WHAT THE EXERCISE ASKS ▸
Starting from the top of the material, restate each line exactly until the line that contains "border-t-[#808080] border-l-[#808080] border-r-white", which is also copied. Pictures are excluded.

DATA SHOWN ▸
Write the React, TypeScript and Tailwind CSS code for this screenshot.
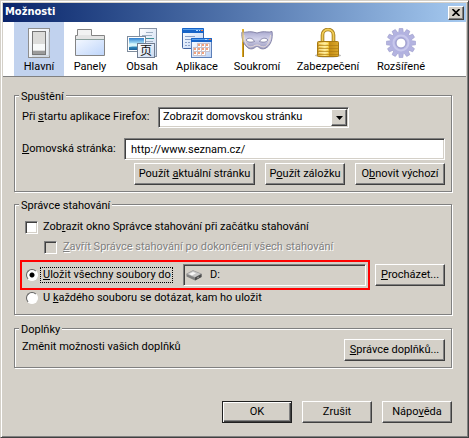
import type { ReactNode } from 'react';
import { clsx } from 'clsx';

const RAISED =
  'border border-t-white border-l-white border-r-[#404040] border-b-[#404040] bg-[#d4d0c8] shadow-[inset_-1px_-1px_0_#808080]';
const SUNKEN =
  'border border-t-[#808080] border-l-[#808080] border-r-white border-b-white shadow-[inset_1px_1px_0_#404040,inset_-1px_-1px_0_#d4d0c8]';

function GeneralIcon() {
  return (
    <svg width="30" height="30" viewBox="0 0 30 30" aria-hidden="true">
      <defs>
        <linearGradient id="switch-plate" x1="0" y1="0" x2="1" y2="1">
          <stop offset="0" stopColor="#fff" />
          <stop offset="1" stopColor="#dfe6ee" />
        </linearGradient>
      </defs>
      <rect x="4.5" y="0.5" width="21" height="29" fill="url(#switch-plate)" stroke="#8e8e8e" />
      <path d="M8 28h17V4" fill="none" stroke="#c3cbd5" />
      <rect x="8.5" y="3.5" width="13" height="23" fill="#f8fafa" stroke="#777" />
      <path d="M9 4h12v12H9z" fill="#dcdcda" />
      <path d="M9 22h12v1H9z" fill="#dcdcdc" />
      <path d="M9 23h12v3H9z" fill="#9b9b9b" />
    </svg>
  );
}

function TabsIcon() {
  return (
    <svg width="30" height="30" viewBox="0 0 30 30" aria-hidden="true">
      <defs>
        <linearGradient id="folder-body" x1="0" y1="0" x2="1" y2="1">
          <stop offset="0" stopColor="#f4f8ff" />
          <stop offset="1" stopColor="#bfd6fb" />
        </linearGradient>
      </defs>
      <path d="M0.500 27.500V7.500H2.500V1.500H16.500V7.500H29.500V27.500Z" fill="#e4e4e4" stroke="#848484" />
      <path d="M1 11h28v16H1z" fill="url(#folder-body)" />
      <path d="M1 11.500h28" stroke="#8aa09c" />
      <path d="M3 2h13v5H3z" fill="#f2f2f2" />
    </svg>
  );
}

function ContentIcon() {
  return (
    <svg width="30" height="30" viewBox="0 0 30 30" aria-hidden="true">
      <defs>
        <linearGradient id="photo-sky" x1="0" y1="0" x2="0" y2="1">
          <stop offset="0" stopColor="#2f7fd0" />
          <stop offset="0.500" stopColor="#b9ecfa" />
          <stop offset="0.620" stopColor="#3b9ccb" />
          <stop offset="1" stopColor="#1a5f9a" />
        </linearGradient>
        <linearGradient id="paper" x1="0" y1="0" x2="1" y2="1">
          <stop offset="0" stopColor="#fff" />
          <stop offset="1" stopColor="#c9d9f0" />
        </linearGradient>
      </defs>
      <rect x="12.500" y="0.500" width="17" height="28" fill="url(#paper)" stroke="#8793a5" />
      <path d="M19 4.500h7M15 7.500h10M15 13.500h11" stroke="#9fb0c4" />
      <path d="M15 10.500h12" stroke="#3c8e95" />
      <rect x="0.500" y="8.500" width="18" height="15" fill="#fff" stroke="#7f8c9c" />
      <rect x="2" y="10" width="15" height="12" fill="url(#photo-sky)" />
      <path d="M2 16c4-2 7 1 15 0v2c-6 1-10 0-15 1z" fill="#d9f5fa" />
      <rect x="10.500" y="15.500" width="17" height="14" fill="url(#paper)" stroke="#6f7c90" />
      <text
        x="19"
        y="27"
        textAnchor="middle"
        fontSize="12"
        fill="#111"
        fontFamily='"Noto Sans CJK SC", sans-serif'
      >
        页
      </text>
    </svg>
  );
}

function ApplicationsIcon() {
  const cells = [
    [16, 15], [20, 15], [24, 15],
    [12, 19], [16, 19], [20, 19], [24, 19],
    [12, 23], [16, 23], [20, 23],
  ];
  return (
    <svg width="30" height="30" viewBox="0 0 30 30" aria-hidden="true">
      <defs>
        <linearGradient id="app-body" x1="0" y1="0" x2="1" y2="1">
          <stop offset="0" stopColor="#fff" />
          <stop offset="1" stopColor="#bcd2f5" />
        </linearGradient>
      </defs>
      <rect x="0.500" y="0.500" width="21" height="20" rx="1" fill="url(#app-body)" stroke="#41639f" />
      <path d="M0 1q0-1 1-1h20q1 0 1 1v4H0z" fill="#1764c8" />
      <path d="M1 1.500h20" stroke="#5aa0ea" />
      <path d="M14 2h2v1h-2zM17 2h1v1h-1z" fill="#b8dcff" />
      <path d="M19 2h2v1h-2z" fill="#f4743a" />
      <path d="M3 8.500h10M3 11.500h6M3 14.500h2M6 14.500h2M3 17.500h2M6 17.500h2" stroke="#8aa0c8" />
      <rect x="9.500" y="10.500" width="20" height="19" fill="url(#app-body)" stroke="#5c7fb8" />
      <path d="M9 11q0-1 1-1h19q1 0 1 1v3H9z" fill="#1764c8" />
      <path d="M10 11.500h19" stroke="#5aa0ea" />
      <path d="M23 11.500h2" stroke="#b8dcff" />
      <path d="M27 11h2v1h-2z" fill="#f4743a" />
      {cells.map(([x, y]) => (
        <g key={`${x}-${y}`}>
          <rect x={x - 0.5} y={y + 0.5} width="4" height="4" fill="#fff" stroke="#c9c2cc" />
          <rect x={x} y={y + 1} width="2" height="2" fill="#f4a27a" />
        </g>
      ))}
    </svg>
  );
}

function PrivacyIcon() {
  return (
    <svg width="32" height="30" viewBox="0 0 32 30" aria-hidden="true">
      <defs>
        <linearGradient id="mask-face" x1="0" y1="0" x2="0" y2="1">
          <stop offset="0" stopColor="#a9a9cf" />
          <stop offset="0.450" stopColor="#d3d3ea" />
          <stop offset="1" stopColor="#9796bd" />
        </linearGradient>
      </defs>
      <path d="M1 1h2v28H1z" fill="#d9a51c" />
      <path d="M2.500 2v27" stroke="#a97a12" />
      <path
        d="M1 4C5 5 7 3 12 4Q16 6 20 4C25 3 27 5 31 3.500C32 10 30 18 24 20.500C19 22 18 18.500 16 18.500S13 22 8 20.500C3 18 0 10 1 4Z"
        fill="url(#mask-face)"
        stroke="#8584a8"
      />
      <path
        d="M3 7C3 12 5 18 9 19C13 19 13 17 16 17S19 19 23 19C27 18 29 12 29.500 7"
        fill="none"
        stroke="#e8ddd8"
      />
      <path d="M5 12C7 9 12 10 13.500 13.500C10 14.500 7 14.500 5 12Z" fill="#fff" stroke="#77769b" strokeWidth="0.800" />
      <path d="M27 12C25 9 20 10 18.500 13.500C22 14.500 25 14.500 27 12Z" fill="#fff" stroke="#77769b" strokeWidth="0.800" />
      <path d="M2 1v13" stroke="#efc74c" />
    </svg>
  );
}

function SecurityIcon() {
  return (
    <svg width="30" height="30" viewBox="0 0 30 30" aria-hidden="true">
      <defs>
        <linearGradient id="lock-body" x1="0" y1="0" x2="1" y2="0">
          <stop offset="0" stopColor="#d8a326" />
          <stop offset="0.350" stopColor="#ffe98c" />
          <stop offset="0.520" stopColor="#f2c73c" />
          <stop offset="0.560" stopColor="#c48c12" />
          <stop offset="1" stopColor="#dba92c" />
        </linearGradient>
      </defs>
      <ellipse cx="15" cy="27.500" rx="13" ry="2" fill="#9c9c9c" opacity="0.700" />
      <path d="M9.500 15V7a5.500 5.500 0 0 1 11 0v8" fill="none" stroke="#a17a1c" strokeWidth="3.600" />
      <path d="M9.500 15V7a5.500 5.500 0 0 1 11 0v8" fill="none" stroke="#f0cc55" strokeWidth="1.800" />
      <rect x="4.500" y="13.500" width="21" height="15" rx="1" fill="url(#lock-body)" stroke="#a67a14" />
      <path d="M5 17.500h20M5 20.500h20M5 23.500h20M5 26.500h20" stroke="#a87812" opacity="0.600" />
      <path d="M6 15.500h9M6 18.500h9M6 21.500h9M6 24.500h9" stroke="#fff0a8" opacity="0.700" />
    </svg>
  );
}

function AdvancedIcon() {
  const teeth = [0, 30, 60, 90, 120, 150, 180, 210, 240, 270, 300, 330];
  return (
    <svg width="30" height="30" viewBox="0 0 30 30" aria-hidden="true">
      {teeth.map((angle) => (
        <path
          key={angle}
          d="M12.500 6L13.200 0.500H16.800L17.500 6Z"
          fill="#b4b4e0"
          stroke="#9a9acb"
          strokeWidth="0.600"
          transform={`rotate(${angle} 15 15)`}
        />
      ))}
      <circle cx="15" cy="15" r="8" fill="none" stroke="#b2b2e0" strokeWidth="6" />
      <circle cx="15" cy="15" r="7.500" fill="none" stroke="#c8c8ec" strokeWidth="2" />
      <circle cx="15" cy="15" r="5" fill="#fff" stroke="#9292c6" />
    </svg>
  );
}

function DriveIcon() {
  return (
    <svg width="16" height="16" viewBox="0 0 16 16" aria-hidden="true">
      <path d="M0.500 7L7 3.500L15.500 7V10L9 13.500L0.500 9.500Z" fill="#808080" />
      <path d="M0.500 7L7 3.500L15.500 7L9 10.500Z" fill="#c9c9c9" stroke="#909090" strokeWidth="0.500" />
      <path d="M9 10.500L15.500 7V10L9 13.500Z" fill="#4c4c4c" />
      <path d="M3 7L7 5L10 6.300L6 8.500Z" fill="#f7f7f7" />
      <path d="M11 11l2-1" stroke="#9a9a9a" />
    </svg>
  );
}

const TABS = [
  { label: 'Hlavní', width: 'w-[50px]', icon: <GeneralIcon /> },
  { label: 'Panely', width: 'w-[52px]', icon: <TabsIcon /> },
  { label: 'Obsah', width: 'w-[52px]', icon: <ContentIcon /> },
  { label: 'Aplikace', width: 'w-[58px]', icon: <ApplicationsIcon /> },
  { label: 'Soukromí', width: 'w-[62px]', icon: <PrivacyIcon /> },
  { label: 'Zabezpečení', width: 'w-[80px]', icon: <SecurityIcon /> },
  { label: 'Rozšířené', width: 'w-[66px]', icon: <AdvancedIcon /> },
];

interface ButtonProps {
  children: ReactNode;
  className?: string;
  primary?: boolean;
}

function Button({ children, className, primary }: ButtonProps) {
  return (
    <button
      type="button"
      className={clsx(
        'h-[22px] shrink-0 text-center leading-4 whitespace-nowrap',
        primary
          ? 'border border-[#202020] bg-[#d4d0c8] shadow-[inset_1px_1px_0_#fff,inset_-1px_-1px_0_#404040,inset_-2px_-2px_0_#808080]'
          : RAISED,
        className,
      )}
    >
      {children}
    </button>
  );
}

interface GroupProps {
  title: string;
  children: ReactNode;
  className?: string;
}

function Group({ title, children, className }: GroupProps) {
  return (
    <fieldset
      className={clsx(
        'relative min-w-0 border border-[#808080] shadow-[1px_1px_0_#fff,inset_1px_1px_0_#fff]',
        className,
      )}
    >
      <legend className="absolute -top-[7px] left-1 bg-[#d4d0c8] px-0.5 leading-4">{title}</legend>
      {children}
    </fieldset>
  );
}

export default function App() {
  return (
    <div className='border border-[#d4d0c8] border-r-[#404040] border-b-[#404040] bg-[#d4d0c8] font-["Roboto",sans-serif] text-[11px] text-black shadow-[inset_1px_1px_0_#fff,inset_-1px_-1px_0_#808080]'>
      <div className="px-0.5 pt-0.5 pb-3.5">
        <header className="flex h-[19px] items-center justify-between bg-linear-to-r from-[#0a246a] to-[#a6caf0] pr-0.5 pl-0.5">
          <h1 className='font-["DejaVu_Sans_Condensed","DejaVu_Sans",sans-serif] text-[11px] font-bold text-white'>
            Možnosti
          </h1>
          <button
            type="button"
            aria-label="Zavřít"
            className={clsx('flex h-3.5 w-4 items-center justify-center', RAISED)}
          >
            <svg width="8" height="7" viewBox="0 0 8 7" aria-hidden="true">
              <path d="M0.500 0L7.500 7M7.500 0L0.500 7" stroke="#000" strokeWidth="1.600" />
            </svg>
          </button>
        </header>

        <nav className="flex border-b border-[#808080] bg-white pl-[11px]">
          {TABS.map((tab, i) => (
            <button
              key={tab.label}
              type="button"
              className={clsx(
                'flex h-[54px] flex-col items-center pt-1.5 leading-[18px]',
                tab.width,
                i === 0 && 'bg-[#c1d2ee]',
              )}
            >
              {tab.icon}
              {tab.label}
            </button>
          ))}
        </nav>

        <main className="pt-[18px] pr-[14px] pl-[11px]">
          <Group title="Spuštění" className="h-[97px] pt-[11px] pr-1.5 pl-[7px]">
            <div className="flex h-[21px] items-center">
              <label htmlFor="startup" className="w-[136px] whitespace-nowrap">
                Při <u>s</u>tartu aplikace Firefox:
              </label>
              <div className="relative">
                <select
                  id="startup"
                  className={clsx('h-[21px] w-[191px] appearance-none bg-white pl-1', SUNKEN)}
                >
                  <option>Zobrazit domovskou stránku</option>
                </select>
                <span
                  className={clsx(
                    'pointer-events-none absolute top-0.5 right-0.5 flex h-[17px] w-4 items-center justify-center',
                    RAISED,
                  )}
                >
                  <svg width="7" height="4" viewBox="0 0 7 4" aria-hidden="true">
                    <path d="M0 0H7L3.500 4Z" />
                  </svg>
                </span>
              </div>
            </div>
            <div className="mt-2.5 flex items-center">
              <label htmlFor="homepage" className="w-[102px] whitespace-nowrap">
                <u>D</u>omovská stránka:
              </label>
              <input
                id="homepage"
                type="text"
                defaultValue="http://www.seznam.cz/"
                className={clsx('h-[22px] min-w-0 flex-1 bg-white pl-1.5', SUNKEN)}
              />
            </div>
            <div className="mt-[3px] flex justify-end gap-2.5">
              <Button className="w-[121px]">
                Použít <u>a</u>ktuální stránku
              </Button>
              <Button className="w-[80px]">
                P<u>o</u>užít záložku
              </Button>
              <Button className="w-[90px]">
                O<u>b</u>novit výchozí
              </Button>
            </div>
          </Group>

          <Group title="Správce stahování" className="mt-3 h-[111px] pt-3.5 pr-1.5 pl-[5px]">
            <label className="flex h-4 items-center gap-[5px] pl-[5px]">
              <input type="checkbox" className={clsx('size-[13px] appearance-none bg-white', SUNKEN)} />
              <span>
                Zob<u>r</u>azit okno Správce stahování při začátku stahování
              </span>
            </label>
            <label className="mt-1 flex h-4 items-center gap-1.5 pl-6 text-[#808080] [text-shadow:1px_1px_0_#fff]">
              <input type="checkbox" disabled className={clsx('size-[13px] appearance-none', SUNKEN)} />
              <span>
                <u>Z</u>avřít Správce stahování po dokončení všech stahování
              </span>
            </label>
            <div className="mt-[5px] flex items-center gap-[5px]">
              <div className="flex h-[30px] min-w-0 flex-1 items-center border-2 border-[#f00] pr-0.5 pl-1">
                <Radio id="save-to" defaultChecked />
                <label
                  htmlFor="save-to"
                  className="ml-0.5 h-4 w-[133px] border border-dotted border-black pl-0.5 leading-3.5 whitespace-nowrap"
                >
                  <u>U</u>ložit všechny soubory do
                </label>
                <div className={clsx('ml-2.5 flex h-[22px] min-w-0 flex-1 items-center pl-0.5', SUNKEN)}>
                  <DriveIcon />
                  <input
                    type="text"
                    readOnly
                    aria-label="Složka pro stahování"
                    value="D:"
                    className="ml-2 w-20 min-w-0"
                  />
                </div>
              </div>
              <Button className="w-[70px]">
                <u>P</u>rocházet...
              </Button>
            </div>
            <div className="flex h-4 items-center pl-1.5">
              <Radio id="ask-each" />
              <label htmlFor="ask-each" className="ml-[5px]">
                U <u>k</u>aždého souboru se dotázat, kam ho uložit
              </label>
            </div>
          </Group>

          <Group title="Doplňky" className="mt-[13px] flex h-10 items-start justify-between pt-2.5 pr-1.5 pl-[7px]">
            <span className="leading-4">Změnit možnosti vašich doplňků</span>
            <Button className="w-[101px]">
              <u>S</u>právce doplňků...
            </Button>
          </Group>

          <footer className="mt-[33px] flex justify-end gap-2.5">
            <Button primary className="w-[70px]">
              OK
            </Button>
            <Button className="w-[70px]">Zrušit</Button>
            <Button className="w-[70px]">
              Nápo<u>v</u>ěda
            </Button>
          </footer>
        </main>
      </div>
    </div>
  );
}

function Radio({ id, defaultChecked }: { id: string; defaultChecked?: boolean }) {
  return (
    <input
      id={id}
      type="radio"
      name="download-target"
      defaultChecked={defaultChecked}
      className="size-3 shrink-0 appearance-none rounded-full border border-t-[#606060] border-r-white border-b-white border-l-[#606060] bg-white checked:bg-[radial-gradient(circle,#000_0_2px,#fff_3px)]"
    />
  );
}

COMPLETE OUTPUT ▸
Write the React, TypeScript and Tailwind CSS code for this screenshot.
import type { ReactNode } from 'react';
import { clsx } from 'clsx';

const RAISED =
  'border border-t-white border-l-white border-r-[#404040] border-b-[#404040] bg-[#d4d0c8] shadow-[inset_-1px_-1px_0_#808080]';
const SUNKEN =
  'border border-t-[#808080] border-l-[#808080] border-r-white border-b-white shadow-[inset_1px_1px_0_#404040,inset_-1px_-1px_0_#d4d0c8]';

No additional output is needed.